Nothing makes you want to drown your sorrows quite like the next fresh wound in an ill-fated relationship — and nothing comforts like a good breakup song. History’s archive offers an array of colorful (and melancholy) melodies to match the full spectrum of post-breakup emotions: denial, sorrow, anger, resentment, gonna-show-that-cheater-a-lesson, and all the rest. Got an old-school broken heart? Here are some classic remedies:
“Your Cheatin’ Heart” – Hank Williams Sr. (1953)
It’s a classic done-wrong song in a genre that specializes in emotional wrongdoing. Williams, the country and western music legend also known as The Hillbilly Shakespeare, penned it after describing his first wife as a “cheatin’ heart.” The vocals, accompanied by fiddles and a steel guitar, address the conscience of a deceptive partner:
Your cheatin’ heart
Will pine some day
And crave the love
You threw away.
The time will come
When you’ll be blue,
Your cheatin’ heart
Will tell on you.
”Crying” – Roy Orbison (1961)
Ranked by Rolling Stone magazine as No. 69 in its Greatest Songs of All Time, “Crying” is poignant, simple and just as uncomfortably truthful as the longing feeling brought on by the sight of a not-tooold ex. Inspired by a young Orbison’s own personal troubles, the lines
But darling, what can I do?
For you don’t love me
and I’ll always be crying over you
describe his sadness upon encountering an old flame. The ghostly tune concludes with a climactic rise that Orbison described simply as the “retelling of a thing with a girlfriend that I’d had.”
“Don’t Think Twice, It’s All Right” – Bob Dylan (1963)
Greenwich Village’s freewheelin’ wordsmith put it bluntly: “This isn’t a love song.” The lyrics, however, drip with the kind of tender contempt that damaged love is known for producing. Dylan wrote “Don’t Think Twice” after hearing that his girlfriend Suze Rotolo, who was studying in Italy, planned to stay there indefinitely. His words cleverly toe that precious line between apathy and anguish:
I ain’t a-sayin’ you treated me unkind.
You could have done better but I don’t mind.
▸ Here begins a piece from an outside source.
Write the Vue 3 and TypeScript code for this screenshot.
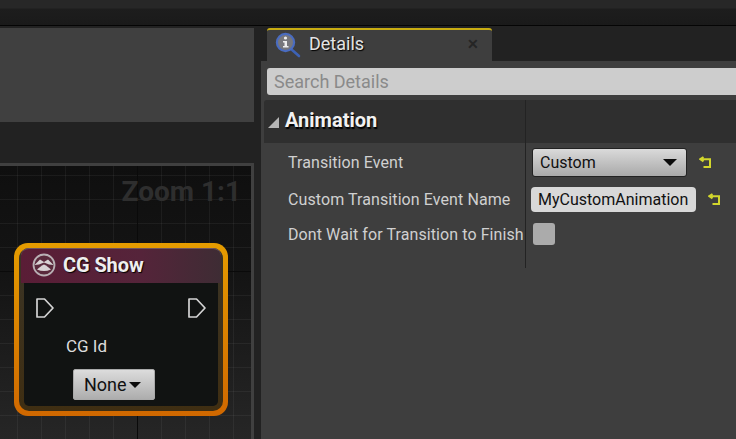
<script setup lang="ts">
const rows = [
  { label: 'Transition Event' },
  { label: 'Custom Transition Event Name' },
  { label: 'Dont Wait for Transition to Finish' },
]
</script>

<template>
  <div class="editor">
    <div class="topbar"></div>
    <div class="main">
      <div class="left">
        <div class="preview"></div>
        <div class="strip"></div>
        <div class="graph">
          <div class="zoom">Zoom 1:1</div>
          <div class="node">
            <div class="node-inner">
              <div class="node-head">
                <svg class="cg-icon" width="24" height="24" viewBox="0 0 24 24">
                  <circle cx="12" cy="12" r="10.5" fill="#5a2a3c" stroke="#b9b0b4" stroke-width="1.8" />
                  <path d="M2.5 12 L8 6.5 L12 9 L16 6.5 L21.5 12 L17 11.5 L12 9.5 L7 11.5 Z" fill="#d8d2d4" />
                  <path d="M5 16.5 Q8 14 10 12.5 L12 11.5 L14 12.5 Q16 14 19 16.5 Q12 19.5 5 16.5 Z" fill="#d8d2d4" />
                </svg>
                <span class="node-title">CG Show</span>
              </div>
              <div class="node-body">
                <div class="pins">
                  <svg width="20" height="22" viewBox="0 0 20 22"><path d="M2 2 H9.5 L18 11 L9.5 20 H2 Z" fill="none" stroke="#d4d4d4" stroke-width="1.7" stroke-linejoin="round" /></svg>
                  <svg width="20" height="22" viewBox="0 0 20 22"><path d="M2 2 H9.5 L18 11 L9.5 20 H2 Z" fill="none" stroke="#d4d4d4" stroke-width="1.7" stroke-linejoin="round" /></svg>
                </div>
                <div class="pin-label">CG Id</div>
                <div class="none-btn">None<span class="caret small"></span></div>
              </div>
            </div>
          </div>
        </div>
      </div>
      <div class="right">
        <div class="tabs">
          <div class="tab">
            <svg class="info-icon" width="26" height="26" viewBox="0 0 26 26">
              <path d="M16 17 L24 24" stroke="#3d62b5" stroke-width="2.6" stroke-linecap="round" />
              <circle cx="10.5" cy="10.5" r="8.6" fill="#77777c" stroke="#4a6cc0" stroke-width="2.2" />
              <circle cx="10.5" cy="6" r="1.6" fill="#eee" />
              <path d="M8 9 H12 V14 H13.5 V15.5 H8 V14 H9.5 V10.5 H8 Z" fill="#eee" />
            </svg>
            <span class="tab-title">Details</span>
            <span class="tab-close">✕</span>
          </div>
        </div>
        <div class="panel">
          <div class="search">Search Details</div>
          <div class="category">
            <div class="cat-left">
              <span class="tri"></span>
              <span class="cat-title">Animation</span>
            </div>
          </div>
          <div class="props">
            <div class="prop" v-for="(row, i) in rows" :key="row.label">
              <div class="prop-label">{{ row.label }}</div>
              <div class="prop-value">
                <template v-if="i === 0">
                  <div class="combo"><span>Custom</span><span class="caret"></span></div>
                  <svg class="reset" width="13" height="13" viewBox="0 0 13 13"><path d="M4.5 1 L1.2 3.2 L4.5 5.4 M1.5 3.2 H11 V11 H4.5" fill="none" stroke="#d2d62c" stroke-width="2" /></svg>
                </template>
                <template v-else-if="i === 1">
                  <div class="textbox">MyCustomAnimation</div>
                  <svg class="reset" width="13" height="13" viewBox="0 0 13 13"><path d="M4.5 1 L1.2 3.2 L4.5 5.4 M1.5 3.2 H11 V11 H4.5" fill="none" stroke="#d2d62c" stroke-width="2" /></svg>
                </template>
                <div v-else class="check"></div>
              </div>
            </div>
            <div class="prop-tail"></div>
          </div>
        </div>
      </div>
    </div>
  </div>
</template>

<style>
html, body { margin: 0; background: #222; overflow: hidden; }
</style>

<style scoped>
.editor {
  width: 736px;
  height: 439px;
  display: flex;
  flex-direction: column;
  font-family: Roboto, "Open Sans", sans-serif;
  background: #222;
  overflow: hidden;
}
.topbar {
  height: 25px;
  flex: none;
  background: linear-gradient(#272727 0, #272727 8px, #1d1d1d 9px, #1a1a1a 100%);
  border-bottom: 1px solid #050505;
}
.main { flex: 1; display: flex; min-height: 0; }
.left {
  width: 254px;
  flex: none;
  padding-top: 2px;
  display: flex;
  flex-direction: column;
}
.preview { height: 94px; background: #404040; flex: none; }
.strip { height: 41px; background: #222; flex: none; }
.graph {
  flex: 1;
  position: relative;
  border-top: 3px solid #404040;
  border-right: 3px solid #404040;
  background-image:
    linear-gradient(90deg, #0a0a0a 1px, transparent 1px),
    linear-gradient(#0a0a0a 1px, transparent 1px),
    linear-gradient(90deg, rgba(255, 255, 255, 0.05) 1px, transparent 1px),
    linear-gradient(rgba(255, 255, 255, 0.05) 1px, transparent 1px),
    linear-gradient(#0f0f0f 0, #141414 40%, #262626 100%);
  background-size: 192px 192px, 192px 192px, 24px 24px, 24px 24px, 100% 100%;
  background-position: 137px 0, 0 105px, 17px 0, 0 9px, 0 0;
}
.zoom {
  position: absolute;
  top: 9px;
  right: 10px;
  font-size: 28px;
  font-weight: 700;
  line-height: 34px;
  color: #2e2e2e;
}
.node {
  position: absolute;
  left: 14px;
  top: 77px;
  width: 214px;
  height: 173px;
  box-sizing: border-box;
  padding: 5px 5px;
  border-radius: 14px;
  background: linear-gradient(#e59c00, #d06800);
}
.node-inner {
  height: 100%;
  box-sizing: border-box;
  border-radius: 10px;
  background: linear-gradient(#3a3426, #3f2e12);
  padding: 0 2px 5px;
  display: flex;
  flex-direction: column;
}
.node-head {
  height: 35px;
  flex: none;
  display: flex;
  align-items: center;
  gap: 7px;
  padding: 0 0 2px 11px;
  border-radius: 8px 8px 0 0;
  background: linear-gradient(90deg, #5a1d36 0, #55243a 60%, #3e2c34 100%);
  border-top: 1px solid #6d5560;
  box-sizing: border-box;
}
.node-title {
  font-size: 20px;
  font-weight: 700;
  letter-spacing: -0.1px;
  color: #efefef;
  text-shadow: 1px 1px 1px #000;
}
.node-body {
  flex: 1;
  margin: 0 3px;
  background: #111312;
  border-radius: 0 0 5px 5px;
}
.pins {
  display: flex;
  justify-content: space-between;
  padding: 14px 11px 0 11px;
}
.pins svg { display: block; }
.pin-label {
  margin: 17px 0 0 42px;
  font-size: 17px;
  line-height: 20px;
  color: #ddd;
}
.none-btn {
  margin: 13px 0 0 49px;
  width: 82px;
  height: 31px;
  box-sizing: border-box;
  border-radius: 2px;
  border: 1px solid #aaa;
  background: linear-gradient(#dcdcdc, #adadad);
  color: #111;
  font-size: 18px;
  display: flex;
  align-items: center;
  padding-left: 10px;
  gap: 2px;
}
.caret {
  width: 0;
  height: 0;
  border-left: 7px solid transparent;
  border-right: 7px solid transparent;
  border-top: 7px solid #0c0c0c;
}
.caret.small {
  border-left-width: 6px;
  border-right-width: 6px;
  border-top-width: 6px;
}
.right {
  flex: 1;
  min-width: 0;
  padding-left: 7px;
  padding-top: 2px;
  display: flex;
  flex-direction: column;
}
.tabs { height: 33px; flex: none; padding-left: 6px; }
.tab {
  width: 225px;
  height: 33px;
  box-sizing: border-box;
  border-top: 2px solid #c9ad12;
  border-radius: 3px 3px 0 0;
  background: #3e3e3e;
  display: flex;
  align-items: center;
  position: relative;
  padding-left: 8px;
}
.info-icon { margin-top: -2px; }
.tab-title {
  margin: -4px 0 0 8px;
  font-size: 18px;
  color: #e4e4e4;
  text-shadow: 1px 1px 1px #000;
}
.tab-close {
  position: absolute;
  right: 13px;
  top: 6px;
  font-size: 14px;
  font-weight: 700;
  color: #252525;
}
.panel { flex: 1; background: #3e3e3e; padding-top: 7px; }
.search {
  margin-left: 6px;
  height: 27px;
  box-sizing: border-box;
  border-radius: 3px 0 0 3px;
  background: #cdcdcd;
  color: #8a8a8a;
  font-size: 18px;
  line-height: 27px;
  padding-left: 7px;
}
.category {
  margin: 5px 0 0 3px;
  height: 43px;
  background: #2f2f2f;
  border-radius: 3px 0 0 0;
}
.cat-left {
  width: 262px;
  height: 100%;
  box-sizing: border-box;
  border-right: 1px solid #232323;
  display: flex;
  align-items: center;
  padding: 0 0 4px 4px;
  gap: 6px;
}
.tri {
  width: 0;
  height: 0;
  border-left: 11px solid transparent;
  border-bottom: 11px solid #b5b5b5;
  margin-top: 6px;
}
.cat-title {
  font-size: 20px;
  font-weight: 700;
  color: #f2f2f2;
  text-shadow: 1px 2px 1px #000;
}
.props { margin-left: 3px; }
.prop { display: flex; height: 36px; align-items: center; }
.prop:nth-child(1) { height: 38px; }
.prop:nth-child(3) { height: 34px; }
.prop-label {
  width: 262px;
  box-sizing: border-box;
  padding-left: 24px;
  height: 100%;
  display: flex;
  align-items: center;
  border-right: 1px solid #232323;
  font-size: 16px;
  letter-spacing: 0.09px;
  color: #d0d0d0;
  white-space: nowrap;
}
.prop-tail {
  width: 262px;
  height: 17px;
  box-sizing: border-box;
  border-right: 1px solid #232323;
}
.prop-value {
  flex: 1;
  display: flex;
  align-items: center;
  padding-left: 6px;
}
.combo {
  width: 155px;
  height: 29px;
  box-sizing: border-box;
  border: 1px solid #222;
  border-radius: 3px;
  background: linear-gradient(#dadada, #a9a9a9);
  color: #111;
  font-size: 16px;
  display: flex;
  align-items: center;
  justify-content: space-between;
  padding: 0 9px 0 7px;
}
.textbox {
  width: 165px;
  height: 25px;
  box-sizing: border-box;
  margin-left: -1px;
  border-radius: 4px;
  background: #d8d8d8;
  color: #111;
  font-size: 16px;
  line-height: 25px;
  padding-left: 7px;
  white-space: nowrap;
}
.reset { margin-left: 12px; }
.check {
  width: 22px;
  height: 22px;
  margin-left: 1px;
  border-radius: 3px;
  background: #ababab;
}
</style>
You just kinda wasted my precious time,
But don’t think twice, it’s all right.
”Nothing Compares 2U” – Prince (1985)
When this self-pitying masterpiece was first recorded in 1985 for Prince’s side project The Family, it received little recognition. Five years later, however, Irish songwriter Sinéad O’Connor turned it into an international hit. The 1990 music video, which features almost intrusively close shots of O’Connor’s emotional rendition, won an array of music video awards, including MTV’s Video of the Year. And what about those tears she (and thousands of viewers, undoubtedly) shed during the lines “All those flowers you planted … all died when you went away”? 100 percent genuine.